**WHAT YOU ARE ASKED TO DO**
All the data below goes into the copy word for word, but the pictures don't.

**GIVEN INFORMATION**
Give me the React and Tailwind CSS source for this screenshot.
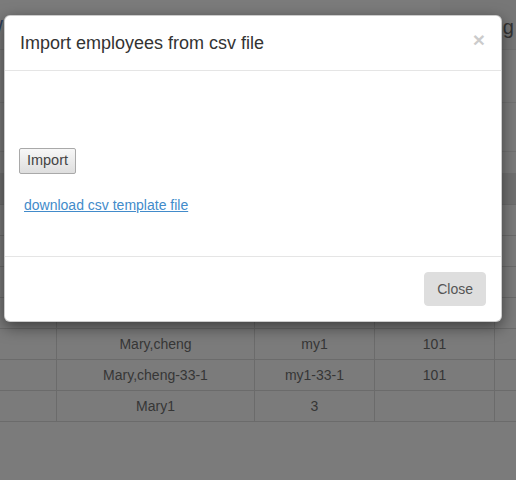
import React from "react";

const rows = [
  ["", "", "", ""],
  ["", "", "", ""],
  ["", "", "", ""],
  ["", "", "", ""],
  ["Mary,cheng", "my1", "101", ""],
  ["Mary,cheng-33-1", "my1-33-1", "101", ""],
  ["Mary1", "3", "", ""],
];

function Row({ cells, className = "" }) {
  return (
    <div className={"grid grid-cols-[57px_198px_120px_120px_1fr] h-[31px] border-b border-[#6b6b6b] " + className}>
      <div className="border-r border-[#6b6b6b]" />
      {cells.map((c, i) => (
        <div key={i} className={"flex items-center justify-center text-[14px] text-[#363636] " + (i < 3 ? "border-r border-[#6b6b6b]" : "")}>
          {c}
        </div>
      ))}
    </div>
  );
}

export default function App() {
  return (
    <div className="relative w-[516px] h-[480px] overflow-hidden bg-[#7b7b7b]" style={{ fontFamily: '"Liberation Sans", Arial, sans-serif' }}>
      {/* dimmed page underneath */}
      <div className="flex flex-col">
        <div className="h-[50px] flex border-b border-[#727272]">
          <div className="flex-1 pt-[14px] text-[18px] text-[#2c3e5a] -ml-[14px]">W</div>
          <div className="w-[76px] bg-[#777777] flex justify-end items-start pt-[12px] pr-[2px] text-[20px] text-[#333]">ng</div>
        </div>
        <div className="h-[53px] border-b border-[#727272]" />
        <div className="h-[49px] border-b border-[#727272]" />
        <div className="h-[21px]" />
        <div className="h-[32px] bg-[#707070] border-b border-[#6b6b6b] grid grid-cols-[57px_198px_120px_120px_1fr]">
          <div className="border-r border-[#6b6b6b]" />
          <div className="border-r border-[#6b6b6b]" />
          <div className="border-r border-[#6b6b6b]" />
          <div className="border-r border-[#6b6b6b]" />
          <div />
        </div>
        {rows.map((r, i) => (
          <Row key={i} cells={r} />
        ))}
      </div>

      {/* modal */}
      <div className="absolute left-[4px] top-[15px] w-[498px] bg-white rounded-[6px] border border-black/20 shadow-[0_5px_15px_rgba(0,0,0,0.5)]">
        <div className="flex items-start justify-between px-[15px] py-[15px] border-b border-[#e5e5e5]">
          <h4 className="text-[18px] leading-[24px] text-[#333]">Import employees from csv file</h4>
          <button className="text-[21px] leading-none font-bold text-black opacity-20 -mt-[2px] mr-[1px]">×</button>
        </div>
        <div className="px-[15px] pt-[77px] h-[185px] flex flex-col items-start">
          <button className="-ml-[1px] w-[57px] h-[26px] border border-[#a9a9a9] rounded-[2px] bg-gradient-to-b from-[#f7f7f7] to-[#dedede] text-[14.5px] text-[#444] flex items-center justify-center">
            Import
          </button>
          <a href="#" className="mt-[21px] ml-[4px] text-[14px] leading-[20px] text-[#428bca] underline">
            download csv template file
          </a>
        </div>
        <div className="border-t border-[#e5e5e5] p-[15px] flex justify-end">
          <button className="h-[34px] px-[12px] rounded-[4px] bg-[#dedede] text-[14px] text-[#555] border border-[#dedede]">
            Close
          </button>
        </div>
      </div>
    </div>
  );
}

**OUTPUT OF THE TASK**
Give me the React and Tailwind CSS source for this screenshot.
import React from "react";

const rows = [
  ["", "", "", ""],
  ["", "", "", ""],
  ["", "", "", ""],
  ["", "", "", ""],
  ["Mary,cheng", "my1", "101", ""],
  ["Mary,cheng-33-1", "my1-33-1", "101", ""],
  ["Mary1", "3", "", ""],
];

function Row({ cells, className = "" }) {
  return (
    <div className={"grid grid-cols-[57px_198px_120px_120px_1fr] h-[31px] border-b border-[#6b6b6b] " + className}>
      <div className="border-r border-[#6b6b6b]" />
      {cells.map((c, i) => (
        <div key={i} className={"flex items-center justify-center text-[14px] text-[#363636] " + (i < 3 ? "border-r border-[#6b6b6b]" : "")}>
          {c}
        </div>
      ))}
    </div>
  );
}

export default function App() {
  return (
    <div className="relative w-[516px] h-[480px] overflow-hidden bg-[#7b7b7b]" style={{ fontFamily: '"Liberation Sans", Arial, sans-serif' }}>
      {/* dimmed page underneath */}
      <div className="flex flex-col">
        <div className="h-[50px] flex border-b border-[#727272]">
          <div className="flex-1 pt-[14px] text-[18px] text-[#2c3e5a] -ml-[14px]">W</div>
          <div className="w-[76px] bg-[#777777] flex justify-end items-start pt-[12px] pr-[2px] text-[20px] text-[#333]">ng</div>
        </div>
        <div className="h-[53px] border-b border-[#727272]" />
        <div className="h-[49px] border-b border-[#727272]" />
        <div className="h-[21px]" />
        <div className="h-[32px] bg-[#707070] border-b border-[#6b6b6b] grid grid-cols-[57px_198px_120px_120px_1fr]">
          <div className="border-r border-[#6b6b6b]" />
          <div className="border-r border-[#6b6b6b]" />
          <div className="border-r border-[#6b6b6b]" />
          <div className="border-r border-[#6b6b6b]" />
          <div />
        </div>
        {rows.map((r, i) => (
          <Row key={i} cells={r} />
        ))}
      </div>

      {/* modal */}
      <div className="absolute left-[4px] top-[15px] w-[498px] bg-white rounded-[6px] border border-black/20 shadow-[0_5px_15px_rgba(0,0,0,0.5)]">
        <div className="flex items-start justify-between px-[15px] py-[15px] border-b border-[#e5e5e5]">
          <h4 className="text-[18px] leading-[24px] text-[#333]">Import employees from csv file</h4>
          <button className="text-[21px] leading-none font-bold text-black opacity-20 -mt-[2px] mr-[1px]">×</button>
        </div>
        <div className="px-[15px] pt-[77px] h-[185px] flex flex-col items-start">
          <button className="-ml-[1px] w-[57px] h-[26px] border border-[#a9a9a9] rounded-[2px] bg-gradient-to-b from-[#f7f7f7] to-[#dedede] text-[14.5px] text-[#444] flex items-center justify-center">
            Import
          </button>
          <a href="#" className="mt-[21px] ml-[4px] text-[14px] leading-[20px] text-[#428bca] underline">
            download csv template file
          </a>
        </div>
        <div className="border-t border-[#e5e5e5] p-[15px] flex justify-end">
          <button className="h-[34px] px-[12px] rounded-[4px] bg-[#dedede] text-[14px] text-[#555] border border-[#dedede]">
            Close
          </button>
        </div>
      </div>
    </div>
  );
}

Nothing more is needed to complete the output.